Bear Winter | reviews, news & interviews
Bear Winter
Bear Winter
If you go down to the woods today... tomorrow... and the day after
As a genre, the "Match 3" puzzle game seems like a sort of evolutionary dead end. You can gussy it up with dramatic sound effects and sparkling animations all you want but ultimately it is still Candy Crush under there. Bear Winter takes a slightly different tack.
In Bear Winter you are a hunter. You go out every day into the frozen wilderness and try to survive long enough to hunt Ice Bears. The game spells it out for you, "I gather fire for warmth. I gather acorns for sustenance. I gather arrows for defense. Then the bears come."
There is no timer hurrying you along in Bear Winter, although time does pass with every move. Each turn, you must swipe away a line in a 3x3 grid. A second grid is visible above and here you can see the tiles that will drop down to replace those you swipe away, allowing you to set up future turns.
You start out with four hearts representing your health and 24 fires to keep you warm. Each turn consumes one fire and if you run out, you freeze to death. You can replenish your fire by matching three fire tiles. Your task is to hunt bears, which you can do by matching three ice bear heads in a row. Swipe through a line with fewer than three bears in (e.g. two fires and a bear) and you will lose a heart as the bear attacks you. When your health hits zero, you die. You can recover this health by swiping through a line of three acorns, which restores you to full capacity.

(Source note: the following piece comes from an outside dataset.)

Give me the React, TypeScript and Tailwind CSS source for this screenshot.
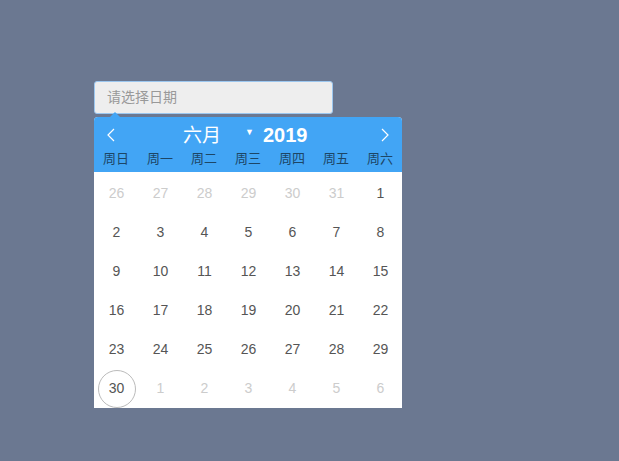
import React from 'react';

const weekdays = ['周日', '周一', '周二', '周三', '周四', '周五', '周六'];

type Day = { n: number; muted?: boolean; today?: boolean };

const buildDays = (): Day[] => {
  const days: Day[] = [];
  [26, 27, 28, 29, 30, 31].forEach(n => days.push({ n, muted: true }));
  for (let i = 1; i <= 30; i++) days.push({ n: i, today: i === 30 });
  [1, 2, 3, 4, 5, 6].forEach(n => days.push({ n, muted: true }));
  return days;
};

const App: React.FC = () => {
  const days = buildDays();

  return (
    <div
      className="w-[619px] h-[461px] bg-[#6b7891] pt-[81px] pl-[94px]"
      style={{ fontFamily: '"Liberation Sans", "Noto Sans CJK SC", sans-serif' }}
    >
      <div className="w-[239px] h-[33px] bg-[#eeeeee] border border-[#9cc7ef] rounded-[3px] flex items-center px-[12px]">
        <span className="text-[14px] text-[#999999]">请选择日期</span>
      </div>

      <div className="relative mt-[3px] w-[308px] bg-white rounded-t-[4px]">
        <div className="absolute -top-[5px] left-[16px] w-0 h-0 border-l-[5px] border-r-[5px] border-b-[5px] border-l-transparent border-r-transparent border-b-[#42a5f5]" />
        <div className="h-[55px] bg-[#42a5f5] rounded-t-[4px] flex flex-col">
          <div className="h-[34px] flex items-center text-white relative">
            <svg className="absolute left-[12px] top-[11px]" width="10" height="14" viewBox="0 0 10 14" fill="none">
              <path d="M8 1 L2 7 L8 13" stroke="white" strokeWidth="1.2" />
            </svg>
            <span className="absolute left-[89px] top-[7px] text-[19px] leading-[24px]">六月</span>
            <span className="absolute left-[151px] top-[10px] text-[9px] leading-[10px]">▼</span>
            <span className="absolute left-[169px] top-[6px] text-[20px] leading-[24px] font-bold">2019</span>
            <svg className="absolute left-[286px] top-[11px]" width="10" height="14" viewBox="0 0 10 14" fill="none">
              <path d="M2 1 L8 7 L2 13" stroke="white" strokeWidth="1.2" />
            </svg>
          </div>
          <div className="grid grid-cols-7">
            {weekdays.map(w => (
              <div key={w} className="text-center text-[13px] leading-[16px] text-[#1d4666]">{w}</div>
            ))}
          </div>
        </div>
        <div className="grid grid-cols-7 pt-[2px]">
          {days.map((d, i) => (
            <div key={i} className="h-[39px] flex items-center justify-center pl-[1px]">
              <span
                className={
                  'text-[14px] ' +
                  (d.muted ? 'text-[#cccccc]' : 'text-[#555555]') +
                  (d.today && !d.muted
                    ? ' w-[38px] h-[38px] rounded-full border border-[#bbbbbb] flex items-center justify-center'
                    : '')
                }
              >
                {d.n}
              </span>
            </div>
          ))}
        </div>
      </div>
    </div>
  );
};

export default App;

The fourth variety of tile is an arrowhead. Swipe three arrows and you get a single-use attack that can kill every bear in the current grid, adding them to your score. After the first use however, you will require two lines of arowheads to gain the same effect. After that it is three lines, and so on.
You hunt from dawn until dusk, then return to your camp to sell your bear hides and gain a small boost to health and fire stocks before setting out again the next day. Each hide that you sell earns you a coin that you can use to buy a second chance if you are killed. You can top up gold using real money or by viewing an ad too, if you so desire.
It's a simple game but the need to balance your resources and think ahead makes it a pretty compelling play. Describing the game mechanics doesn't really give you a sense of how the game feels, however. There is a rich atmosphere of melancholy hanging over Bear Winter. The piano score tinkles forlornly and little snatches of text between levels suggest that you are doing all of this 'to find her' while underscoring the uncompromising grind of what you are actually doing.
Bear Winter is not a game you can win - sooner or later you will make a mistake and if the bears don't get you then the cold surely will. Or is it? Maybe there is an ending lurking somewhere in the frozen tundra? The game hints at it but you never seem to get any closer to finding 'her'.
This lack of progression makes for broody atmospherics but will probably be the thing that causes you to stop playing Bear Winter after a while. Each day is pretty much like the last and there are no new enemies or more challenging grids waiting for you, just more of the same daily toil. Quite how long it takes you to reach that point will vary. Until then, Bear Winter is an enjoyable puzzle that has (some) hidden depths.
- Bear Winter is out now for Android and iOS. Published by Nevercenter.